Jewish women have their own mission, their own identity, their own worth. Why the frenetic endeavors to adopt those of men? It is debasing and betrays an astonishing lack of self-esteem, an inferiority complex that compels one to junk everything and anything that may be construed as marking women different from men.
Torah says emphatically that the diverse missions of men and women does not mean inequality. Just as Torah commands that "A man shall not wear a woman's garment," so equally it commands "A man's garment shall not be on a woman." Neither men nor women carry our their G-d given tasks or achieve self-fulfillment by imitating the other. A woman has no reason to feel inferior to a man, and therefore she has no need to try to be as a man.
The blurring of the essential difference between man and woman has spawned another aberration, this time robbing women of their rights as mothers. Jewish law decrees that a child belongs to the people of which his or her mother is a member. One of the reasons for this is because the embryo is formed and nurtured in the mother's womb, and therefore belongs to her people. In the case of the Jewish people, a child is Jewish only if the mother is Jewish.

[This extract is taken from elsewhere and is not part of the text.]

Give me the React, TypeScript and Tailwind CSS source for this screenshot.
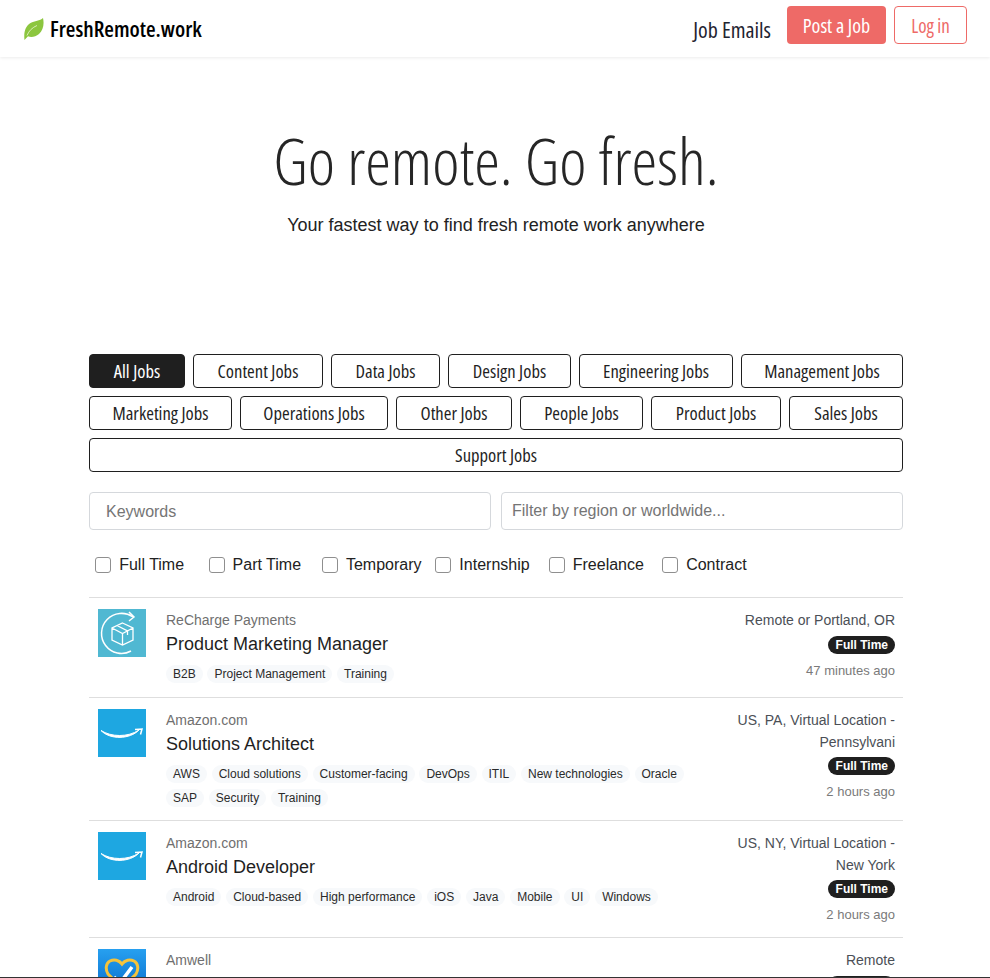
const narrow = "font-['Open_Sans',sans-serif] font-stretch-condensed"

const categories = [
  { name: 'All Jobs', width: 'w-[96px]' },
  { name: 'Content Jobs', width: 'w-[130px]' },
  { name: 'Data Jobs', width: 'w-[109px]' },
  { name: 'Design Jobs', width: 'w-[123px]' },
  { name: 'Engineering Jobs', width: 'w-[154px]' },
  { name: 'Management Jobs', width: 'w-[162px]' },
  { name: 'Marketing Jobs', width: 'w-[143px]' },
  { name: 'Operations Jobs', width: 'w-[148px]' },
  { name: 'Other Jobs', width: 'w-[116px]' },
  { name: 'People Jobs', width: 'w-[123px]' },
  { name: 'Product Jobs', width: 'w-[130px]' },
  { name: 'Sales Jobs', width: 'w-[114px]' },
  { name: 'Support Jobs', width: 'w-full' },
]

const jobTypes = ['Full Time', 'Part Time', 'Temporary', 'Internship', 'Freelance', 'Contract']

function Leaf() {
  return (
    <svg width="20" height="22" viewBox="0 0 20 22">
      <path d="M.5 22C-.5 14 1.500 8 6.500 5c4-2.300 9.500-2 12.500-5 1.500 6.500 0 12.500-4 16-3.500 3-8 3.500-11 2.300L.5 22z" fill="#8cc63f" />
      <path d="M3 17.500C5 12.500 8.500 9.500 13 7.500" fill="none" stroke="#d8ecb8" strokeWidth="1" />
    </svg>
  )
}

function RechargeLogo() {
  return (
    <svg width="48" height="48" viewBox="0 0 48 48" className="block bg-[#50b8d2]">
      <path d="M35 8A20 20 0 1 0 33 42" fill="none" stroke="#fff" strokeWidth="1.500" />
      <path d="M31 3l5 5-5 4" fill="none" stroke="#fff" strokeWidth="1.500" />
      <path d="M24.500 14L35 19v12l-10.500 5L14 31V19zM14 19l10.500 5.500L35 19M24.500 24.500V36M19 16.500l10.500 5.500v4" fill="none" stroke="#fff" strokeWidth="1.300" />
    </svg>
  )
}

function AmazonLogo() {
  return (
    <svg width="48" height="48" viewBox="0 0 48 48" className="block bg-[#1ea7e1]">
      <path d="M3 21.500c10 6.500 27 7 38-.5-9 9.500-29 10-38 .5z" fill="#fff" stroke="#fff" strokeWidth="1" />
      <path d="M37 20.500l7-.5-1.500 5.500" fill="none" stroke="#fff" strokeWidth="1.500" />
    </svg>
  )
}

function AmwellLogo() {
  return (
    <svg width="48" height="48" viewBox="0 0 48 48" className="block">
      <defs>
        <linearGradient id="amwell" x1="0" y1="0" x2="0" y2="1">
          <stop offset="0" stopColor="#27a0f0" />
          <stop offset="1" stopColor="#0668c8" />
        </linearGradient>
      </defs>
      <rect width="48" height="48" fill="url(#amwell)" />
      <path d="M24 15c-3-4-8-5-12-3-4 2-5 8-2 13l14 14 14-14c3-5 2-11-2-13-4-2-9-1-12 3z" fill="none" stroke="#f5c33b" strokeWidth="3" />
      <path d="M16 28l6 6 12-16" fill="none" stroke="#fff" strokeWidth="3.500" />
    </svg>
  )
}

type Job = {
  logo: React.ReactNode
  company: string
  title: string
  tags: string[]
  location: string
  age: string
}

const jobs: Job[] = [
  {
    logo: <RechargeLogo />,
    company: 'ReCharge Payments',
    title: 'Product Marketing Manager',
    tags: ['B2B', 'Project Management', 'Training'],
    location: 'Remote or Portland, OR',
    age: '47 minutes ago',
  },
  {
    logo: <AmazonLogo />,
    company: 'Amazon.com',
    title: 'Solutions Architect',
    tags: ['AWS', 'Cloud solutions', 'Customer-facing', 'DevOps', 'ITIL', 'New technologies', 'Oracle', 'SAP', 'Security', 'Training'],
    location: 'US, PA, Virtual Location - Pennsylvani',
    age: '2 hours ago',
  },
  {
    logo: <AmazonLogo />,
    company: 'Amazon.com',
    title: 'Android Developer',
    tags: ['Android', 'Cloud-based', 'High performance', 'iOS', 'Java', 'Mobile', 'UI', 'Windows'],
    location: 'US, NY, Virtual Location - New York',
    age: '2 hours ago',
  },
  {
    logo: <AmwellLogo />,
    company: 'Amwell',
    title: 'Product Manager',
    tags: ['Healthcare'],
    location: 'Remote',
    age: '2 hours ago',
  },
]

function JobRow({ job }: { job: Job }) {
  return (
    <div className="flex min-h-[100px] border-t border-[#dedede] pt-[11px] pb-[7px] pl-[9px] pr-2">
      <div className="w-[48px] shrink-0">{job.logo}</div>
      <div className="ml-5 mt-px flex-1 min-w-0">
        <div className="text-sm leading-[21px] text-[#6f6f6f]">{job.company}</div>
        <div className="text-lg leading-[27px] text-[#1f1f1f]">{job.title}</div>
        <div className="mt-[7px] flex flex-wrap max-w-[530px]">
          {job.tags.map(tag => (
            <span key={tag} className="mr-[4.800px] mb-[6px] h-[18px] rounded-full bg-[#f7f9fb] px-[7px] text-xs leading-[18px] text-[#2a2a2a]">
              {tag}
            </span>
          ))}
        </div>
      </div>
      <div className="mt-px w-[170px] shrink-0 pb-[5px] text-right">
        <div className="text-sm leading-[21.500px] text-[#4b4f56]">{job.location}</div>
        <div className="mt-[4px] flex justify-end">
          <span className="h-[18px] rounded-full bg-[#1f1f1f] pl-[8px] pr-[7px] text-xs font-bold leading-[18px] text-white">Full Time</span>
        </div>
        <div className="mt-[6px] text-[13px] leading-[21px] text-[#7a7a7a]">{job.age}</div>
      </div>
    </div>
  )
}

export default function App() {
  return (
    <div className="relative h-[978px] overflow-hidden bg-white font-['Liberation_Sans',sans-serif] text-[#1f1f1f]">
      <header className="flex h-[57px] items-start justify-between pl-6 pr-[23px] shadow-[0_1px_3px_rgba(0,0,0,0.08)]">
        <div className="mt-[18px] flex items-center gap-[6px]">
          <Leaf />
          <span className={`${narrow} -mt-[2px] text-[22px] font-semibold leading-[24px] text-black`}>FreshRemote.work</span>
        </div>
        <nav className={`${narrow} flex items-start pt-[6px] text-[19px] font-medium`}>
          <a className="mr-4 mt-[9px] text-[22px] leading-7 text-[#1f2430]">Job Emails</a>
          <a className="mr-2 flex h-[38px] w-[99px] items-center justify-center rounded bg-[#ee6a67] pt-[2px] text-[20px] text-white">Post a Job</a>
          <a className="flex h-[38px] w-[73px] items-center justify-center rounded border border-[#ee6a67] pt-[2px] text-[#ee6a67]">Log in</a>
        </nav>
      </header>

      <section className="pl-[2px] pt-[63px] text-center">
        <h1 className={`${narrow} text-[65px] leading-[80px] font-light text-[#262626]`}>Go remote. Go fresh.</h1>
        <p className="mt-[12px] text-lg leading-[27px] text-[#222]">Your fastest way to find fresh remote work anywhere</p>
      </section>

      <main className="mx-[89px] mt-[115px] w-[814px]">
        <div className="flex flex-wrap gap-2">
          {categories.map((c, i) => (
            <button
              key={c.name}
              type="button"
              className={`${narrow} ${c.width} h-[34px] rounded border border-[#1f1f1f] text-[18.600px] font-medium ${i === 0 ? 'bg-[#1f1f1f] text-white' : 'bg-white text-[#1f1f1f]'}`}
            >
              {c.name}
            </button>
          ))}
        </div>

        <div className="mt-[20px] flex gap-[10px]">
          <input placeholder="Keywords" className="h-[38px] w-[402px] rounded border border-[#d5d8dc] px-4 pt-[2px] text-base placeholder:text-[#757575]" />
          <input placeholder="Filter by region or worldwide..." className="h-[38px] w-[402px] rounded border border-[#d5d8dc] px-[10px] text-base placeholder:text-[#757575]" />
        </div>

        <div className="mt-[23px] flex pl-[6.200px]">
          {jobTypes.map(t => (
            <label key={t} className="flex w-[113.400px] items-center text-base leading-6 text-[#222]">
              <span className="mr-2 h-4 w-4 rounded-[3px] border border-[#8f8f8f] bg-white" />
              {t}
            </label>
          ))}
        </div>

        <div className="mt-[20px]">
          {jobs.map(job => (
            <JobRow key={job.title} job={job} />
          ))}
        </div>
      </main>

      <div className="absolute inset-x-0 bottom-0 h-px bg-[#333]" />
    </div>
  )
}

Flying in the face of this indisputable fact of nature, some people are proposing that the father should be a factor in determining the child's identity. This not only has no logical underpinnings, but in effect robs the mother of the child she carried in her womb for nine months, for whom she went through the pain of childbirth, and whom she willingly brought into the world. What an injustice!
Such a perversion of the natural order of things cannot be allowed to continue. Women throughout the world, Jewish and non-Jewish, should protest strongly against the theft of their children. It is ludicrous that a group of people should perpetrate such an outrage against mothers, and against G-d who gave mothers the privilege of being the ones to bear the children.
It is time to restore sanity to a world where light is called darkness and darkness light. Time to restore to women the dignity and worth of their sacred role of being the mainstays of the home, and the raisers and molders and perpetuators of Jewish life and tradition.